Volto para a questão de Abujamra. “Nada
é importante”. Tenho que voltar, porque me debruçar sob sua máxima é respeitar
sua memória. Reformulo, por capricho: O
nada é importante! Ter o olho pousando sob o “Nada” é de sentido “último” pra
nossa vida; é importante. Entre o nada e aquilo que pensamos ser importante, há
alguma coisa, que raramente se sustenta. Me parece que viver é mais do que
estamos “programados” fisiologicamente para existir. É salvar alguma coisa da
morte, do “never more” – de Alan Poe. Mas também não é ser um megalomaníaco da
História. Mais sutileza e graça – é o que vou reivindicar. Ninguém é covarde
nessa vida! Existir é dançar lambada com um pau no cu! Te pergunto: Quantas
lambadas com assaduras anais você foi capaz de dançar? É importante? – Pra mim
não, para multidão também não, e pra você?
Abujamra botou pra quebrar e agora é
hora de dizer-lhe adeus. Como ele disse, “fracassou mais de cem vezes”, e
ainda, como ator e como diretor, botou pra quebrar. Merece, da minha
perspectiva, um adeus sem drama. Se eu chorar vai ser antes ou depois disso
aqui. De minha parte sou tão covarde
quanto ele. O fato de ter vivido até os 82 é absurdo para mim. Mas pode
enterrar, finalmente, seus 82, “na frialdade inorgânica da terra” com muita
honra, para qualquer um que tenha entendido o significado do termo “teatro” ou,
se quiser, Arte.
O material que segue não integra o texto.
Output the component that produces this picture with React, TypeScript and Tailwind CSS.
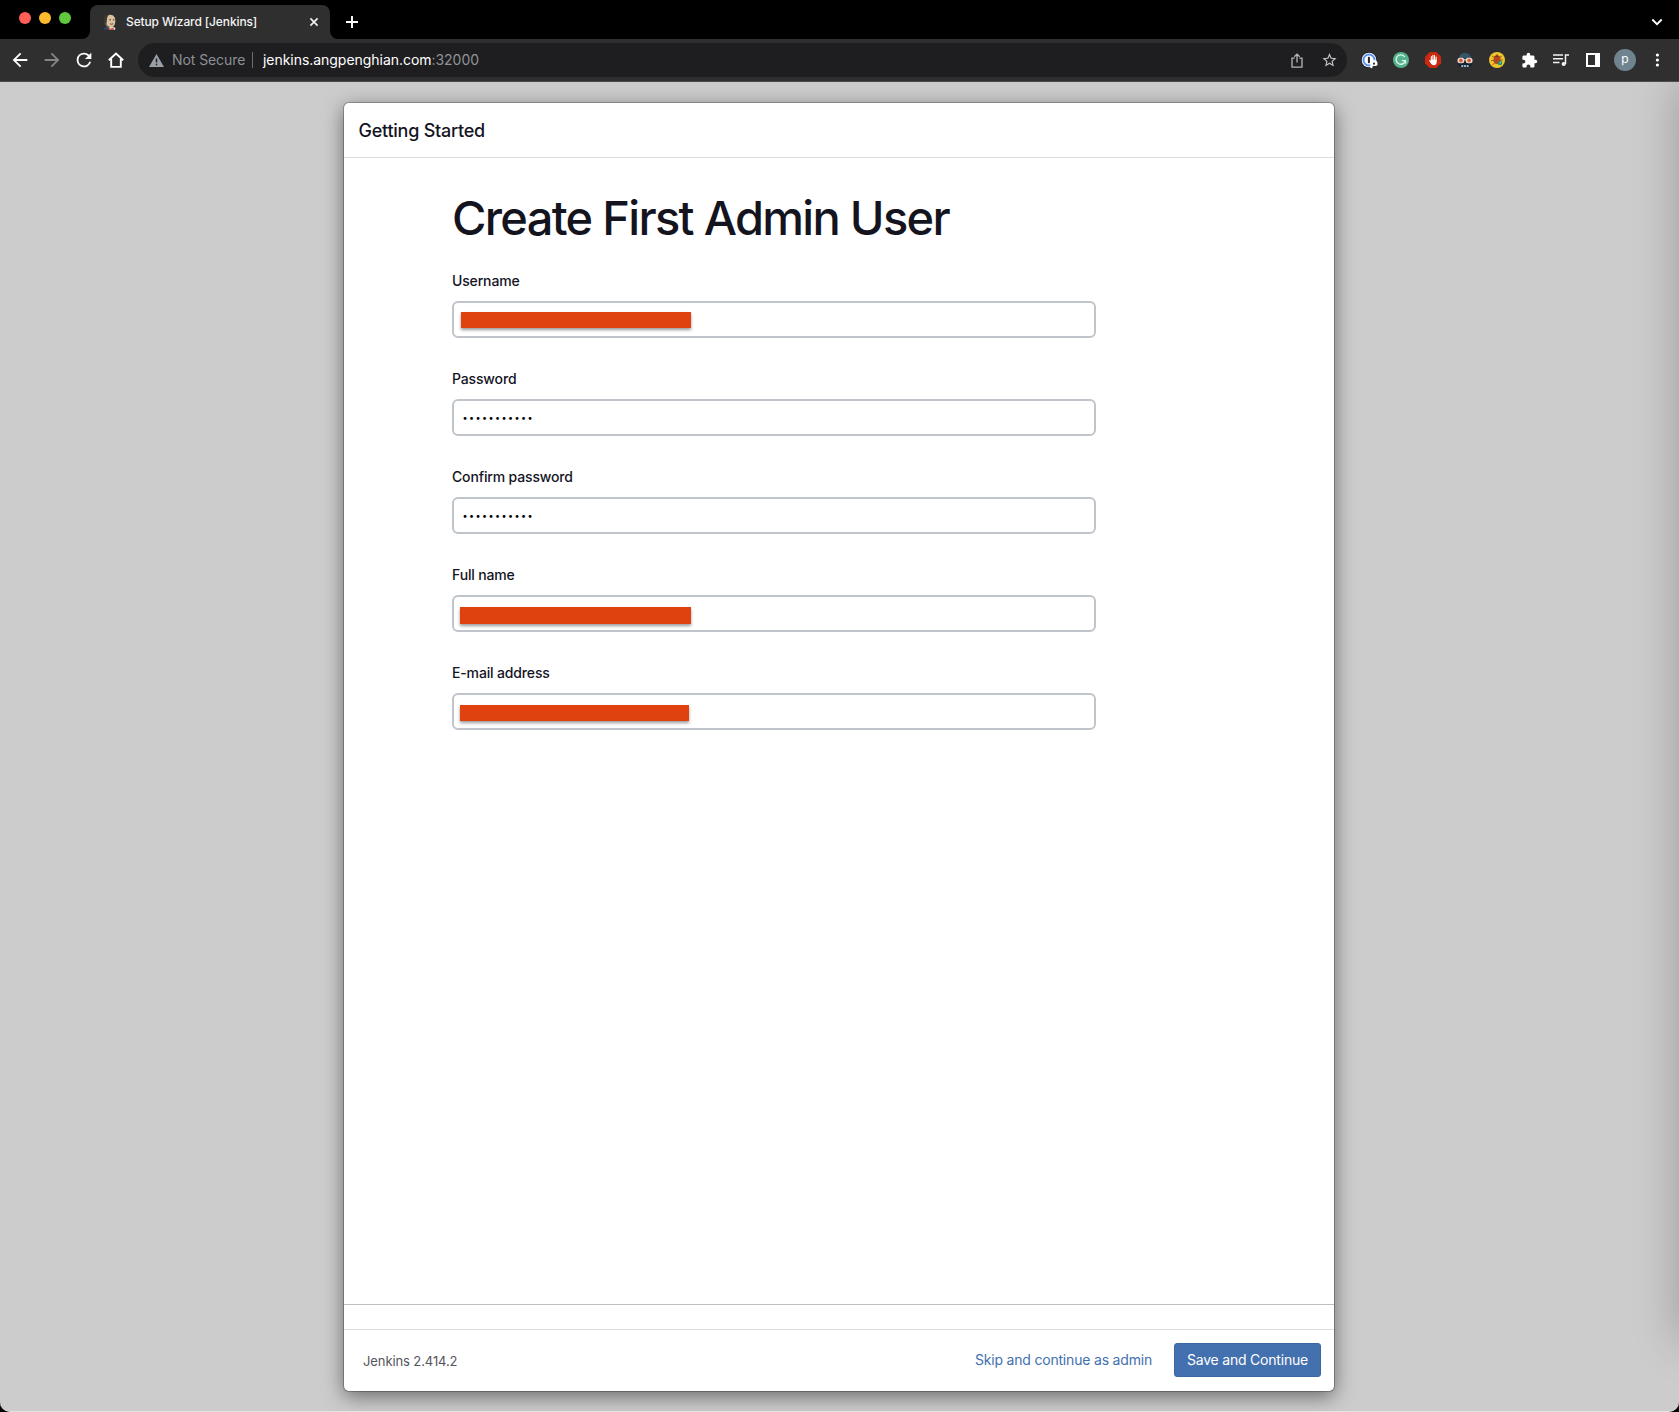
import React from "react";

function Svg({ size, children, color = "#fff", vb = "0 0 24 24" }: { size: number; children: React.ReactNode; color?: string; vb?: string }) {
  return (
    <svg width={size} height={size} viewBox={vb} fill={color} className="block shrink-0">
      {children}
    </svg>
  );
}

function Slot({ children }: { children: React.ReactNode }) {
  return <div className="flex h-6 w-8 shrink-0 items-center justify-center">{children}</div>;
}

function JenkinsFavicon() {
  return (
    <svg width="16" height="16" viewBox="0 0 16 16" className="block shrink-0">
      <path d="M1.2 15.8 2 13.9l3-1h5.500l3.200 1 .8 1.900z" fill="#2d4a63" />
      <path d="M7 12.500l3 .3 3.300 1-.3 2H7.500z" fill="#e8e4dc" />
      <path d="M6 14l2.500.8L11 13.700l1.200 2H7z" fill="#d03a32" />
      <path d="M3 8.500C2.300 3.500 4.300.8 8 .8s5.600 2.800 5.300 6.700c-.2 3.500-1.800 6-4.500 6C6 13.500 4 12 3 8.500z" fill="#dcc3a0" />
      <path d="M2.600 10.500C.6 6 1.600 1.800 4.800 .7L8 .3C5.500 1.500 5.200 3.500 5 5L4.500 9.500z" fill="#3d3934" />
      <path d="M4 8.500c-.2 2.500 1.400 4.200 3.500 4.800" stroke="#7a6552" strokeWidth="1.200" fill="none" />
      <path d="M7.300 5.800h1.700M10.800 5.800h1.600" stroke="#4a382c" strokeWidth="1" />
      <path d="M8 9.800q1.800 1 3.300-.1" stroke="#6b4838" strokeWidth="1" fill="none" />
    </svg>
  );
}

function TabStrip() {
  return (
    <div className="flex h-[39px] bg-black">
      <div className="flex h-9 w-[82px] items-center gap-2 pl-[19px]">
        <span className="size-3 shrink-0 rounded-full bg-[#ff5f57]" />
        <span className="size-3 shrink-0 rounded-full bg-[#febb2e]" />
        <span className="size-3 shrink-0 rounded-full bg-[#60c83e]" />
      </div>
      <svg width="8" height="8" className="block shrink-0 self-end" viewBox="0 0 8 8">
        <path d="M8 0v8H0a8 8 0 0 0 8-8z" fill="#2f2f2f" />
      </svg>
      <div className="mt-[5px] flex w-[240px] items-center rounded-t-lg bg-[#2f2f2f] pl-3">
        <JenkinsFavicon />
        <span className="ml-2 w-[180px] text-xs font-medium tracking-[-0.12px] whitespace-nowrap text-[#f4f4f4]">Setup Wizard [Jenkins]</span>
        <svg width="16" height="16" viewBox="0 0 16 16" className="block shrink-0" stroke="#eee" strokeWidth="1.700">
          <path d="M4.400 4.400l7.200 7.200M11.600 4.400l-7.200 7.200" />
        </svg>
      </div>
      <svg width="8" height="8" className="block shrink-0 self-end" viewBox="0 0 8 8">
        <path d="M0 0v8h8a8 8 0 0 1-8-8z" fill="#2f2f2f" />
      </svg>
      <svg width="12" height="12" viewBox="0 0 12 12" className="mt-4 ml-2 block shrink-0" stroke="#fff" strokeWidth="1.900">
        <path d="M6 0v12M0 6h12" />
      </svg>
      <svg width="12" height="12" viewBox="0 0 12 12" className="mt-4 mr-4 ml-auto block shrink-0" fill="none" stroke="#fff" strokeWidth="1.800">
        <path d="M1.300 3.500 6 8.200l4.700-4.700" />
      </svg>
    </div>
  );
}

function Extensions() {
  return (
    <>
      <Slot>
        <svg width="16" height="16" viewBox="0 0 16 16" className="block overflow-visible">
          <circle cx="8" cy="8" r="7.900" fill="#16191f" />
          <circle cx="8" cy="8" r="7.300" fill="#fff" />
          <circle cx="8" cy="8" r="5.500" fill="#fff" stroke="#5a92f0" strokeWidth="2" />
          <rect x="6.900" y="4.800" width="2" height="6.400" rx=".8" fill="#20242b" />
          <path d="M9.300 16v-4.500a3.600 3.600 0 0 1 7.200 0V13l-1.600 1-3-.2-.8 2.400z" fill="#fff" />
          <path d="M12 12.500v-1a1 1 0 0 1 2 0v1z" fill="#20242b" />
        </svg>
      </Slot>
      <Slot>
        <svg width="16" height="16" viewBox="0 0 16 16" className="block">
          <circle cx="8" cy="8" r="8" fill="#54b28c" />
          <path d="M11.700 4.900A4.700 4.700 0 1 0 12.400 8.600H9M12.500 8.500v3" fill="none" stroke="#e8f8f0" strokeWidth="1.300" />
        </svg>
      </Slot>
      <Slot>
        <svg width="16" height="16" viewBox="0 0 16 16" className="block">
          <path d="M4.700 0h6.600L16 4.700v6.600L11.300 16H4.700L0 11.300V4.700z" fill="#c8290f" />
          <path d="M6.300 9.200V4.500M7.900 8V3.200M9.500 8V3.500M11.100 9V5M4.700 8.600l1.800 2.400" stroke="#fff" strokeWidth="1.100" strokeLinecap="round" />
          <path d="M5.800 7.800h5.800v2.500c0 2-1 3-2.700 3-1.700 0-2.600-1.300-3.500-3z" fill="#fff" />
        </svg>
      </Slot>
      <Slot>
        <svg width="16" height="16" viewBox="0 0 16 16" className="block">
          <path d="M2 7C2 3 4.500 1 8 1s6 2 6 6l1 1v4H1V8z" fill="#355569" />
          <path d="M1.500 6.500h13l.5 5.500-1.500 3h-11L1 12z" fill="#16222c" />
          <rect x=".5" y="5.700" width="6.800" height="5.600" rx="2.500" fill="#f3ddd0" />
          <rect x="8.700" y="5.700" width="6.800" height="5.600" rx="2.500" fill="#f3ddd0" />
          <path d="M7 7.800h2" stroke="#f3ddd0" />
          <circle cx="3.900" cy="8.500" r="1.900" fill="#cf5f3a" />
          <circle cx="12.100" cy="8.500" r="1.900" fill="#cf5f3a" />
          <path d="M4 15l.6-2h6.800l.6 2z" fill="#91b7c8" />
          <path d="M6.500 13v2M9.500 13v2" stroke="#16222c" strokeWidth=".7" />
        </svg>
      </Slot>
      <Slot>
        <svg width="16" height="16" viewBox="0 0 16 16" className="block">
          <circle cx="8" cy="8" r="8" fill="#efc52d" />
          <path d="M3 4l3 2M2 8.500h3M3.500 13 6 10.500M13 4l-3 2M8 2v3M11 8h3" stroke="#8b5a1e" strokeWidth=".9" />
          <ellipse cx="8" cy="7.700" rx="3.600" ry="4.400" fill="#b8451f" />
          <path d="M5.500 4.800 8 3.200l2.500 1.600z" fill="#6b3a1c" />
          <circle cx="11" cy="11" r="2.300" fill="#1f8f74" />
          <circle cx="11.200" cy="10.800" r=".8" fill="#9fd6a8" />
        </svg>
      </Slot>
      <Slot>
        <Svg size={17}>
          <path d="M20.500 11H19V7c0-1.100-.9-2-2-2h-4V3.500a2.500 2.500 0 0 0-5 0V5H4c-1.100 0-1.990.9-1.990 2v3.800H3.500c1.490 0 2.700 1.210 2.700 2.700s-1.210 2.700-2.700 2.700H2V20c0 1.100.9 2 2 2h3.800v-1.500c0-1.490 1.210-2.700 2.700-2.700s2.700 1.210 2.700 2.700V22H17c1.100 0 2-.9 2-2v-4h1.500a2.500 2.500 0 0 0 0-5z" />
        </Svg>
      </Slot>
      <Slot>
        <svg width="16" height="14" viewBox="0 0 16 14" className="block" fill="none" stroke="#f2f2f2" strokeWidth="1.500">
          <path d="M0 2h10M0 5.700h10M0 9.400h6.500M12.500 11V2H16" />
          <circle cx="10.700" cy="11" r="2.100" fill="#f2f2f2" stroke="none" />
        </svg>
      </Slot>
      <Slot>
        <svg width="14" height="14" viewBox="0 0 14 14" className="block">
          <path fillRule="evenodd" d="M0 0h14v14H0zM2 2v10h7V2z" fill="#fff" />
        </svg>
      </Slot>
      <Slot>
        <div className="flex size-[22px] shrink-0 items-center justify-center rounded-full bg-[#708490] pb-[2px] text-xs leading-none text-white">p</div>
      </Slot>
      <Slot>
        <svg width="4" height="14" viewBox="0 0 4 14" className="block" fill="#fff">
          <circle cx="2.400" cy="2" r="1.600" />
          <circle cx="2.400" cy="7" r="1.600" />
          <circle cx="2.400" cy="12" r="1.600" />
        </svg>
      </Slot>
    </>
  );
}

function Toolbar() {
  return (
    <div className="flex h-[43px] items-center border-b border-[#4c4c4c] bg-[#2f2f2f] pl-1">
      <Slot>
        <Svg size={22}><path d="M20 11H7.830l5.590-5.590L12 4l-8 8 8 8 1.410-1.410L7.830 13H20z" /></Svg>
      </Slot>
      <Slot>
        <Svg size={22} color="#858585"><path d="M12 4l-1.410 1.410L16.170 11H4v2h12.170l-5.580 5.590L12 20l8-8z" /></Svg>
      </Slot>
      <Slot>
        <Svg size={22}><path d="M17.650 6.350A7.958 7.958 0 0 0 12 4a8 8 0 1 0 7.730 10h-2.080A6 6 0 1 1 12 6c1.660 0 3.140.69 4.220 1.780L13 11h7V4z" /></Svg>
      </Slot>
      <Slot>
        <svg width="16" height="16" viewBox="0 0 16 16" className="block" fill="none" stroke="#fff" strokeWidth="1.900">
          <path d="M.8 8.300 8 1.600l7.200 6.700M3.200 7v7.900h9.600V7" />
        </svg>
      </Slot>
      <div className="ml-[6px] flex h-[34px] w-[1209px] shrink-0 items-center rounded-full bg-[#1e1e20] text-sm whitespace-nowrap">
        <svg width="15" height="13" viewBox="0 0 15 13" className="ml-[11px] block shrink-0">
          <path d="M7.500 0 15 13H0z" fill="#9aa0a6" />
          <path d="M7.500 4.500v4M7.500 9.700v1.600" stroke="#1e1e20" strokeWidth="1.500" />
        </svg>
        <span className="ml-2 w-[80px] tracking-[-0.08px] text-[#8b9095]">Not Secure</span>
        <span className="h-4 w-px bg-[#6a6d70]" />
        <span className="ml-[10px] tracking-[-0.04px] text-[#909396]">
          <span className="text-white">jenkins.angpenghian.com</span>:32000
        </span>
        <div className="mr-[2px] ml-auto flex">
          <Slot>
            <svg width="12" height="15" viewBox="0 0 12 15" className="block" fill="none" stroke="#b4b6b9" strokeWidth="1.300">
              <path d="M3.600 5.200H1v9h10v-9H8.400M6 9.500V1.300M3.300 3.800 6 1.100l2.700 2.700" />
            </svg>
          </Slot>
          <Slot>
            <Svg size={17} color="#c3c5c8" vb="0 0.500 24 24"><path d="M22 9.240l-7.190-.62L12 2 9.190 8.630 2 9.240l5.460 4.730L5.820 21 12 17.270 18.180 21l-1.630-7.030L22 9.240zM12 15.400l-3.760 2.270 1-4.280-3.320-2.880 4.380-.38L12 6.100l1.710 4.040 4.380.38-3.320 2.880 1 4.280L12 15.400z" /></Svg>
          </Slot>
        </div>
      </div>
      <div className="ml-[6px] flex">
        <Extensions />
      </div>
    </div>
  );
}

function Redaction({ className }: { className: string }) {
  return <div className={`bg-[#df410f] shadow-[0_2px_3px_rgba(0,0,0,0.4)] ${className}`} />;
}

function Field({ label, children }: { label: string; children: React.ReactNode }) {
  return (
    <div className="h-[98px]">
      <div className="h-[30px] text-sm leading-5 font-medium tracking-[-0.15px]">{label}</div>
      <div className="h-[37px] w-[644px] rounded-[6px] border-2 border-[#bfc5cb] bg-white">{children}</div>
    </div>
  );
}

function Dots() {
  return <div className="pl-[8.500px] text-[9px] leading-[33px] tracking-[1.450px] text-black">•••••••••••</div>;
}

export default function App() {
  return (
    <div className="h-[1412px] w-[1679px] overflow-hidden bg-black font-['Inter',sans-serif] text-[#14141f]">
      <TabStrip />
      <Toolbar />
      <div className="relative flex h-[1330px] justify-center overflow-hidden rounded-b-[10px] border-b border-[#e2e2e2] bg-[#cccccc] pt-[21px]">
        <div className="absolute top-0 -right-[40px] h-[1258px] w-[40px] shadow-[0_0_45px_rgba(0,0,0,0.25)]" />
        <main className="relative right-[0.5px] flex h-[1288px] w-[990px] flex-col rounded-[5px] bg-white shadow-[0_0_0_1px_rgba(0,0,0,0.25),0_5px_20px_rgba(0,0,0,0.5)]">
          <header className="h-[55px] border-b border-[#dcdcdc] pt-[14px] pl-[14.500px] text-lg leading-7 font-medium tracking-[-0.24px]">
            Getting Started
          </header>
          <section className="flex-1 pl-[108px]">
            <h1 className="h-[113px] pt-[31px] text-[47px] leading-[58px] font-medium tracking-[-1.700px]">Create First Admin User</h1>
            <Field label="Username">
              <Redaction className="mt-[9px] ml-[7px] h-4 w-[230px]" />
            </Field>
            <Field label="Password"><Dots /></Field>
            <Field label="Confirm password"><Dots /></Field>
            <Field label="Full name">
              <Redaction className="mt-[10px] ml-[6px] h-[17px] w-[231px]" />
            </Field>
            <Field label="E-mail address">
              <Redaction className="mt-[10px] ml-[6px] h-4 w-[229px]" />
            </Field>
          </section>
          <div className="h-[25px] border-t border-[#bdbdbd]" />
          <footer className="flex h-[62px] items-start border-t border-[#dddddd] pt-[13px] pr-[13px] pl-[19px]">
            <span className="mt-[8px] text-[13px] leading-5 tracking-[-0.1px] text-[#55555c]">Jenkins 2.414.2</span>
            <button className="mt-[7px] mr-[22px] ml-auto text-sm leading-5 tracking-[-0.19px] text-[#4370ae]">Skip and continue as admin</button>
            <button className="h-[34px] w-[147px] rounded-[3px] border border-[#3a66a3] bg-[#4370ae] text-sm tracking-[-0.21px] text-white">Save and Continue</button>
          </footer>
        </main>
      </div>
    </div>
  );
}
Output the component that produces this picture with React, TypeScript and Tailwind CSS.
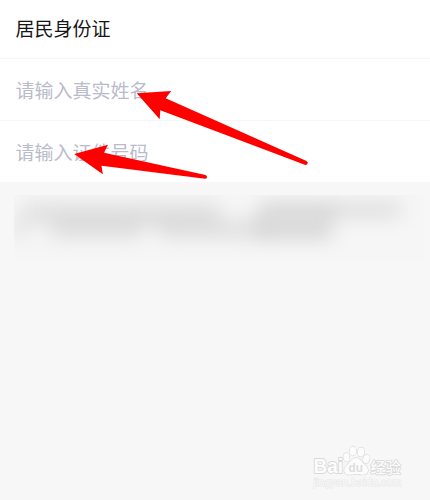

Esta salva sua persistência, embora sua existência, já era! “Nada
é importante” exceto o que fez pela arte. De fato, nada é importante. Porque o
que importa na arte não é o comum de se decompor, muito menos o blábláblá do
aspira a artista que se acha “sofredor”, no fundo o que importa é a Arte. Só!
Qualquer bunda mole morre, mas não é nenhum bunda mole que pode morrer Artista!
Vale muito a pena repetir isso:
_Não
é qualquer bunda mole – cheio de frescuras e desejos de ser reconhecido a
qualquer preço – que pode morrer Artista!
r.A.
*Acadelamento:
Se eu puder acrescentar essa palavra no dicionário terei realizado minhas
intenções literárias.
Ps.
Dedicado, de todo coração, para Antônio Abujamra.